I took a trip down memory lane, remembering things that I've loved throughout my life and things that I didn’t. My biggest discovery was that during my childhood and early teen years I LIVED to play sports. It made me happy, excited, and extremely confident… a person that I’m not today.
Once I hit 14 or 15, I decided to quit sports, study fashion and chase boys. If only I’d had someone to tell me that boys are trash and that sport would be a lot more fulfilling than any guy I’d meet at an under 18s club night...
Is Sport My Answer?
I now realise the difference in my lifestyle. When I was younger, I always had a release, an escapism, and a group to which I belonged. This was always a sports team. Whenever I was on the field, it was just me, my teammates and the game. There was no money worries, work-dread, or anxiety. Instead of suppressing pent-up rage, I could exercise it on the football field in a safe place.

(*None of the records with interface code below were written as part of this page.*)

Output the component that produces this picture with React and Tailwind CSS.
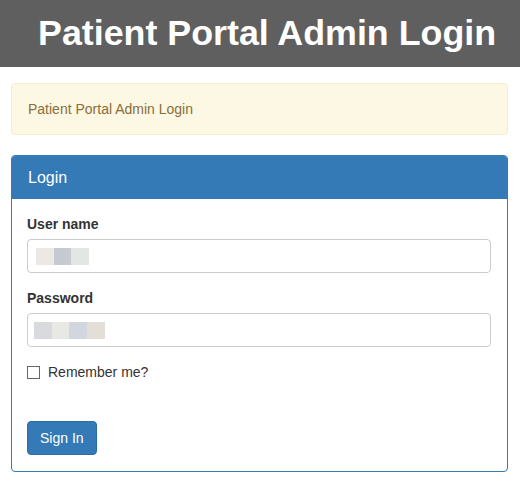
const App = () => {
  return (
    <div
      className="min-h-screen bg-white text-[#333] text-[14px] leading-[20px]"
      style={{ fontFamily: '"Liberation Sans", Arial, sans-serif' }}
    >
      <div className="h-[67px] bg-[#5f5f5f] flex items-center pl-[38px] pt-[1px]">
        <h1 className="text-[35.8px] font-bold text-white leading-none">
          Patient Portal Admin Login
        </h1>
      </div>

      <div className="pl-[11px] pr-[12px] pt-[16px]">
        <div className="rounded-[4px] border border-[#faebcc] bg-[#fcf8e3] text-[#8a6d3b] px-[16px] py-[15px] mb-[20px]">
          Patient Portal Admin Login
        </div>

        <div className="rounded-[4px] border border-[#337ab7] overflow-hidden">
          <div className="h-[43px] bg-[#337ab7] text-white text-[16px] flex items-center px-[16px]">
            Login
          </div>
          <div className="pl-[15px] pr-[16px] pt-[15px] pb-[16px]">
            <div className="mb-[15px]">
              <label className="block font-bold mb-[5px]">User name</label>
              <div className="h-[34px] rounded-[4px] border border-[#ccc] flex items-center px-[8px]">
                <span className="w-[18px] h-[17px] bg-[#ece8e5]" />
                <span className="w-[17px] h-[17px] bg-[#c6c9d1]" />
                <span className="w-[18px] h-[17px] bg-[#e3e7e3]" />
              </div>
            </div>
            <div className="mb-[15px]">
              <label className="block font-bold mb-[5px]">Password</label>
              <div className="h-[34px] rounded-[4px] border border-[#ccc] flex items-center px-[6px]">
                <span className="w-[18px] h-[17px] bg-[#d9dade]" />
                <span className="w-[17px] h-[17px] bg-[#e8e8e5]" />
                <span className="w-[18px] h-[17px] bg-[#d1d6df]" />
                <span className="w-[18px] h-[17px] bg-[#e3ded8]" />
              </div>
            </div>
            <label className="flex items-center gap-[8px] h-[20px]">
              <span className="w-[13px] h-[13px] border border-[#666] bg-white" />
              <span>Remember me?</span>
            </label>
            <button className="mt-[39px] h-[34px] px-[12px] rounded-[4px] bg-[#337ab7] border border-[#2e6da4] text-white">
              Sign In
            </button>
          </div>
        </div>
      </div>
    </div>
  );
};

export default App;
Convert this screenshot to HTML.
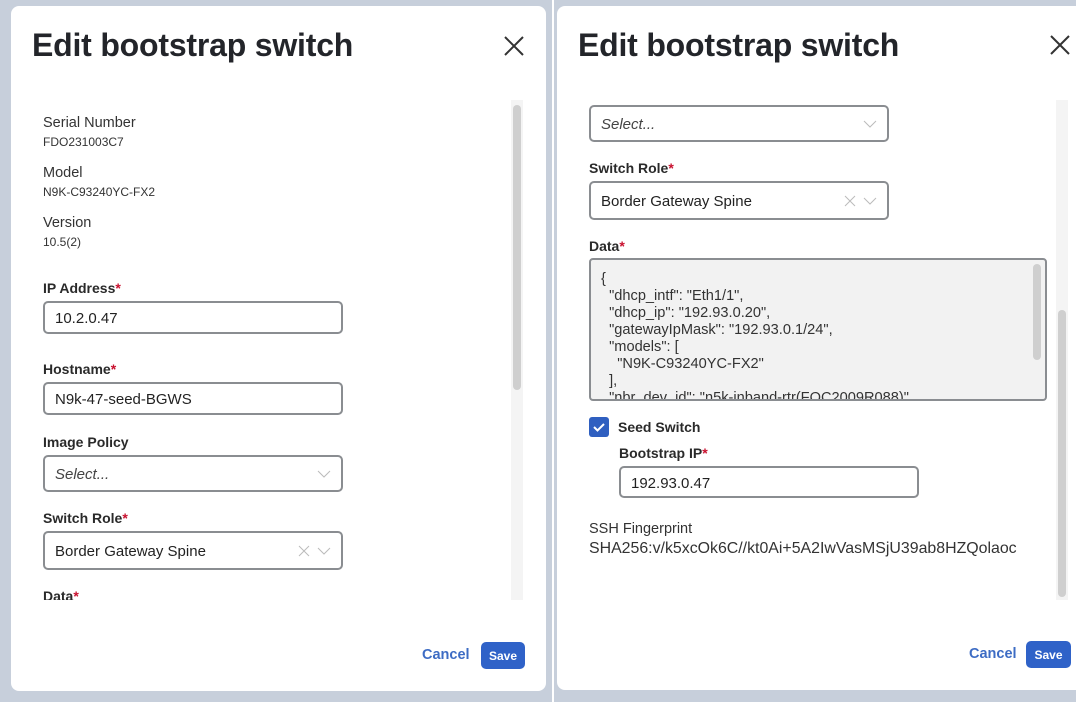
<!DOCTYPE html>
<html><head><style>
*{box-sizing:border-box;margin:0;padding:0}
body{width:1076px;height:702px;overflow:hidden;background:#c7cfdb;font-family:"Liberation Sans",sans-serif;color:#222;position:relative}
.m{position:absolute;background:#fff;border-radius:8px}
.a{position:absolute;white-space:nowrap}
.t{font-size:32px;font-weight:bold;color:#23252a;letter-spacing:-0.2px}
.lb{font-size:14px;font-weight:bold;color:#2a2a2a}
.st{color:#c8102e}
.k{font-size:14.5px;color:#333}
.v{font-size:12px;color:#333}
.in{position:absolute;border:2px solid #8a8d91;border-radius:5px;background:#fff;font-size:15px;color:#222;padding-left:10px;padding-top:2px;display:flex;align-items:center}
.ph{font-style:italic;color:#444}
.cv{position:absolute;right:10px;top:50%;margin-top:-7px}
.cx{position:absolute;right:30px;top:50%;margin-top:-7px}
.sb{position:absolute;background:#f4f4f4;width:12px}
.th{position:absolute;background:#cfcfcf;border-radius:5px;width:8px;left:2px}
.cancel{font-size:14.5px;font-weight:bold;color:#3d6cc4}
.save{position:absolute;background:#2f62c8;color:#fff;font-size:12px;font-weight:bold;border-radius:5px;display:flex;align-items:center;justify-content:center}
.ta{position:absolute;border:2px solid #8a8d91;border-radius:4px;background:#f2f2f2;overflow:hidden;font-size:14.6px;line-height:17px;color:#333;padding:11px 0 0 10px;white-space:pre}
</style></head><body>
<div style="position:absolute;left:552px;top:0;width:2px;height:702px;background:#fff"></div>
<div class="m" style="left:11px;top:6px;width:535px;height:685px"></div>
<div class="a t" style="left:32px;top:27px">Edit bootstrap switch</div>
<svg class="a" style="left:503px;top:35px" width="22" height="22"><path d="M2 2L20 20M20 2L2 20" stroke="#333" stroke-width="2"/></svg>
<div class="sb" style="left:511px;top:100px;height:500px"><div class="th" style="top:5px;height:285px"></div></div>
<div class="a k" style="left:43px;top:115px">Serial Number</div>
<div class="a v" style="left:43px;top:135px">FDO231003C7</div>
<div class="a k" style="left:43px;top:165px">Model</div>
<div class="a v" style="left:43px;top:185px">N9K-C93240YC-FX2</div>
<div class="a k" style="left:43px;top:215px">Version</div>
<div class="a v" style="left:43px;top:235px">10.5(2)</div>
<div class="a lb" style="left:43px;top:280px">IP Address<span class="st">*</span></div>
<div class="in" style="left:43px;top:301px;width:300px;height:33px">10.2.0.47</div>
<div class="a lb" style="left:43px;top:361px">Hostname<span class="st">*</span></div>
<div class="in" style="left:43px;top:382px;width:300px;height:33px">N9k-47-seed-BGWS</div>
<div class="a lb" style="left:43px;top:434px">Image Policy</div>
<div class="in" style="left:43px;top:455px;width:300px;height:37px"><span class="ph">Select...</span><svg class="cv" width="14" height="14"><path d="M1 4L7 10L13 4" stroke="#bbb" fill="none"/></svg></div>
<div class="a lb" style="left:43px;top:510px">Switch Role<span class="st">*</span></div>
<div class="in" style="left:43px;top:531px;width:300px;height:39px">Border Gateway Spine<svg class="cx" width="14" height="14"><path d="M2 2L12 12M12 2L2 12" stroke="#bbb"/></svg><svg class="cv" width="14" height="14"><path d="M1 4L7 10L13 4" stroke="#bbb" fill="none"/></svg></div>
<div style="position:absolute;left:43px;top:588px;height:12px;overflow:hidden"><div class="lb" style="white-space:nowrap">Data<span class="st">*</span></div></div>
<div class="a cancel" style="left:422px;top:647px">Cancel</div>
<div class="save" style="left:481px;top:642px;width:44px;height:27px">Save</div>
<div class="m" style="left:557px;top:6px;width:530px;height:684px"></div>
<div class="a t" style="left:578px;top:27px">Edit bootstrap switch</div>
<svg class="a" style="left:1049px;top:34px" width="22" height="22"><path d="M2 2L20 20M20 2L2 20" stroke="#333" stroke-width="2"/></svg>
<div class="sb" style="left:1056px;top:100px;height:500px"><div class="th" style="top:210px;height:287px"></div></div>
<div class="in" style="left:589px;top:105px;width:300px;height:37px"><span class="ph">Select...</span><svg class="cv" width="14" height="14"><path d="M1 4L7 10L13 4" stroke="#bbb" fill="none"/></svg></div>
<div class="a lb" style="left:589px;top:160px">Switch Role<span class="st">*</span></div>
<div class="in" style="left:589px;top:181px;width:300px;height:39px">Border Gateway Spine<svg class="cx" width="14" height="14"><path d="M2 2L12 12M12 2L2 12" stroke="#bbb"/></svg><svg class="cv" width="14" height="14"><path d="M1 4L7 10L13 4" stroke="#bbb" fill="none"/></svg></div>
<div class="a lb" style="left:589px;top:238px">Data<span class="st">*</span></div>
<div class="ta" style="left:589px;top:258px;width:458px;height:143px">{
  "dhcp_intf": "Eth1/1",
  "dhcp_ip": "192.93.0.20",
  "gatewayIpMask": "192.93.0.1/24",
  "models": [
    "N9K-C93240YC-FX2"
  ],
  "nbr_dev_id": "n5k-inband-rtr(FOC2009R088)"<div style="position:absolute;right:4px;top:4px;width:8px;height:96px;background:#cfcfcf;border-radius:4px"></div></div>
<div class="a" style="left:589px;top:417px;width:20px;height:20px;background:#2f5fc0;border-radius:3px"><svg width="20" height="20"><path d="M5 10L8.5 13.5L15 7" stroke="#fff" stroke-width="2" fill="none"/></svg></div>
<div class="a lb" style="left:618px;top:419px">Seed Switch</div>
<div class="a lb" style="left:619px;top:445px">Bootstrap IP<span class="st">*</span></div>
<div class="in" style="left:619px;top:466px;width:300px;height:32px">192.93.0.47</div>
<div class="a k" style="left:589px;top:521px">SSH Fingerprint</div>
<div class="a" style="left:589px;top:540px;font-size:15.9px;color:#333">SHA256:v/k5xcOk6C//kt0Ai+5A2IwVasMSjU39ab8HZQolaoc</div>
<div class="a cancel" style="left:969px;top:646px">Cancel</div>
<div class="save" style="left:1026px;top:641px;width:45px;height:27px">Save</div>
</body></html>
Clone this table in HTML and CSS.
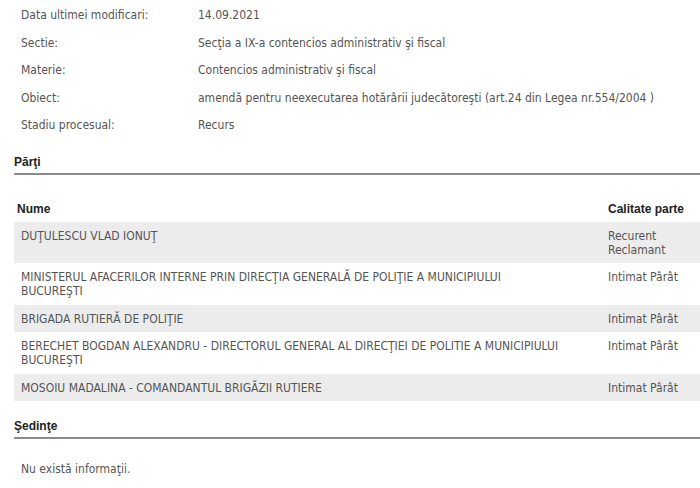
FILE: index.html
```html
<!DOCTYPE html>
<html lang="ro">
<head>
  <meta charset="UTF-8">
  <meta name="viewport" content="width=device-width, initial-scale=1.0">
  <title>Dosar</title>
  <link rel="stylesheet" href="styles.css">
</head>
<body>
  <table class="info">
    <tr><td class="label">Data ultimei modificari:</td><td>14.09.2021</td></tr>
    <tr><td class="label">Sectie:</td><td>Secţia a IX-a contencios administrativ şi fiscal</td></tr>
    <tr><td class="label">Materie:</td><td>Contencios administrativ şi fiscal</td></tr>
    <tr><td class="label">Obiect:</td><td>amendă pentru neexecutarea hotărârii judecătoreşti (art.24 din Legea nr.554/2004 )</td></tr>
    <tr><td class="label">Stadiu procesual:</td><td>Recurs</td></tr>
  </table>

  <h3 class="section-title">Părţi</h3>
  <table class="parti">
    <thead>
      <tr><th>Nume</th><th class="calitate">Calitate parte</th></tr>
    </thead>
    <tbody>
      <tr><td>DUŢULESCU VLAD IONUŢ</td><td class="calitate">Recurent Reclamant</td></tr>
      <tr><td>MINISTERUL AFACERILOR INTERNE PRIN DIRECŢIA GENERALĂ DE POLIŢIE A MUNICIPIULUI<br>BUCUREŞTI</td><td class="calitate">Intimat Pârât</td></tr>
      <tr><td>BRIGADA RUTIERĂ DE POLIŢIE</td><td class="calitate">Intimat Pârât</td></tr>
      <tr><td>BERECHET BOGDAN ALEXANDRU - DIRECTORUL GENERAL AL DIRECŢIEI DE POLITIE A MUNICIPIULUI BUCUREŞTI</td><td class="calitate">Intimat Pârât</td></tr>
      <tr><td>MOSOIU MADALINA - COMANDANTUL BRIGĂZII RUTIERE</td><td class="calitate">Intimat Pârât</td></tr>
    </tbody>
  </table>

  <h3 class="section-title sedinte">Şedinţe</h3>
  <p class="empty">Nu există informaţii.</p>
</body>
</html>
```

FILE: styles.css
```css
body {
    margin: 0;
    padding: 1px 0 0 14px;
    background-color: #fff;
    font-family: "DejaVu Sans Condensed", "Liberation Sans", sans-serif;
    font-size: 12px;
    color: #555;
    overflow: hidden;
}

table {
    border-collapse: collapse;
}

.info td {
    padding: 7px 7px 6.5px 7px;
    line-height: 14px;
    vertical-align: top;
}

.info .label {
    width: 163px;
}

.section-title {
    margin: 16px 0 0 0;
    padding: 0 0 4px 0;
    font-family: "Liberation Sans", Arial, sans-serif;
    font-size: 12px;
    line-height: 14px;
    color: #222;
    border-bottom: 2px solid #8a8a8a;
}

.parti {
    width: 686px;
    margin-top: 19px;
}

.parti th {
    text-align: left;
    font-family: "Liberation Sans", Arial, sans-serif;
    font-size: 12px;
    color: #222;
    padding: 8px 3px 6px 3px;
    line-height: 14px;
}

.parti th.calitate {
    padding-left: 7px;
}

.parti td {
    padding: 7px 7px 6.5px 7px;
    line-height: 14px;
    vertical-align: top;
}

.parti td.calitate {
    width: 85px;
}

.parti tbody tr:nth-child(odd) {
    background-color: #ececec;
}

.sedinte {
    margin-top: 18px;
}

.empty {
    margin: 23px 0 0 7px;
    line-height: 14px;
}
```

I had a natural place to blow-off steam, bond with others and relish in my competitive nature. Not to mention, I was super fit, in-shape and healthy. Compared to my cosy desk job and lack of active hobbies, this is a far cry from the life I live today - but, it’s something I need to get back into.
So, I saw the film Whip It! the other day and I discovered the awesome world of Roller Derby. I’ve dug a little deeper and it looks amazing. It’s a full-on contact sport, ripe with aggression but also a sense of camaraderie that could only exist in a predominantly female sport. Unluckily for me, Roller Derby doesn’t exist in Lithuania, though there is a league in Latvia (5 hours away) and even Team Baltic - who just competed in the World Cup… who knew, right?
I contemplated starting a league right here in Vilnius, but where the hell to start? I don’t even speak good Lithuanian… So, now I’m debating whether to go back to football, which could be awesome because there are pro-leagues here, or take up something brand new. I’ve heard women’s hockey is pretty popular.
Next time you find yourself in a bubble of self-doubt, burst out of it. You can do this, you need to do this. Forget fear and anxiety, be the person you always were and always will be. If you feel like your life is missing something, think about what used to make you tick and start doing that feel good thing again.